Community overwhelmingly rallies behind preserving an important Urban Reserve Designation

backlandsHalifax Councillors are expected to vote tomorrow on a controversial request by four developers to change the current Urban Reserve designation for a significant portion of the Purcell’s Cove/Williams Lake Backlands. The issue is on the agenda for the Committee of the Whole meeting, as part of the larger debate and vote on final revisions for the Regional Plan.

“We’re counting on our elected representatives to heed the wishes of their constituents, and also to follow the advice of City Planning Staff. Staff have been unwavering in their stance on this issue,” says Catherine McKinnon of the Backlands Coalition.
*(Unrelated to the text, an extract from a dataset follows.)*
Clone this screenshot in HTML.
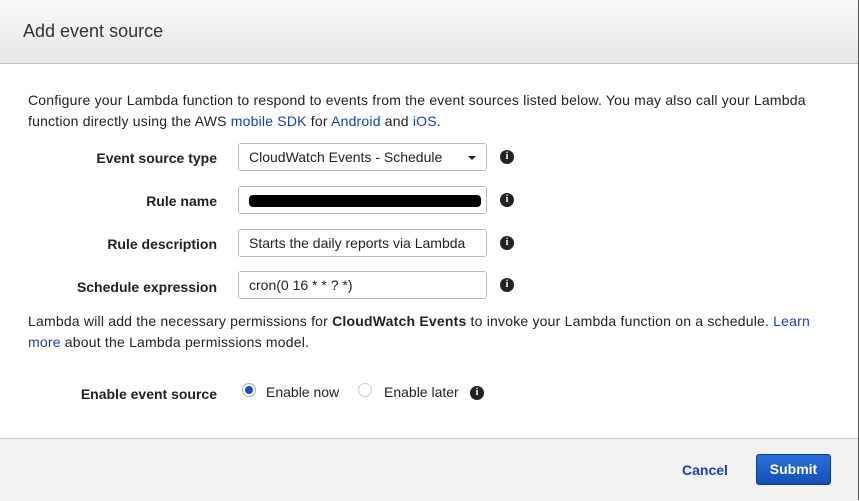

In a new report released Friday, Staff again recommended maintaining the Urban Reserve designation until 2031, for the duration of the Regional Plan. The city has “an ample supply” of serviced land already available (estimates suggest a 30-year supply exists), existing wastewater infrastructure doesn’t have the capacity to service the area, and the area’s traffic problems would be exacerbated, the Staff Report says.

The Coalition is pleased with the public interest in its recent Backlands 360 walks and discussion, held May 3 as part of the international Jane’s Walk events. More than 120 people took part in the guided walks at Piggy’s Mountain, Williams Lake and McIntosh Run, and many more signed the petition.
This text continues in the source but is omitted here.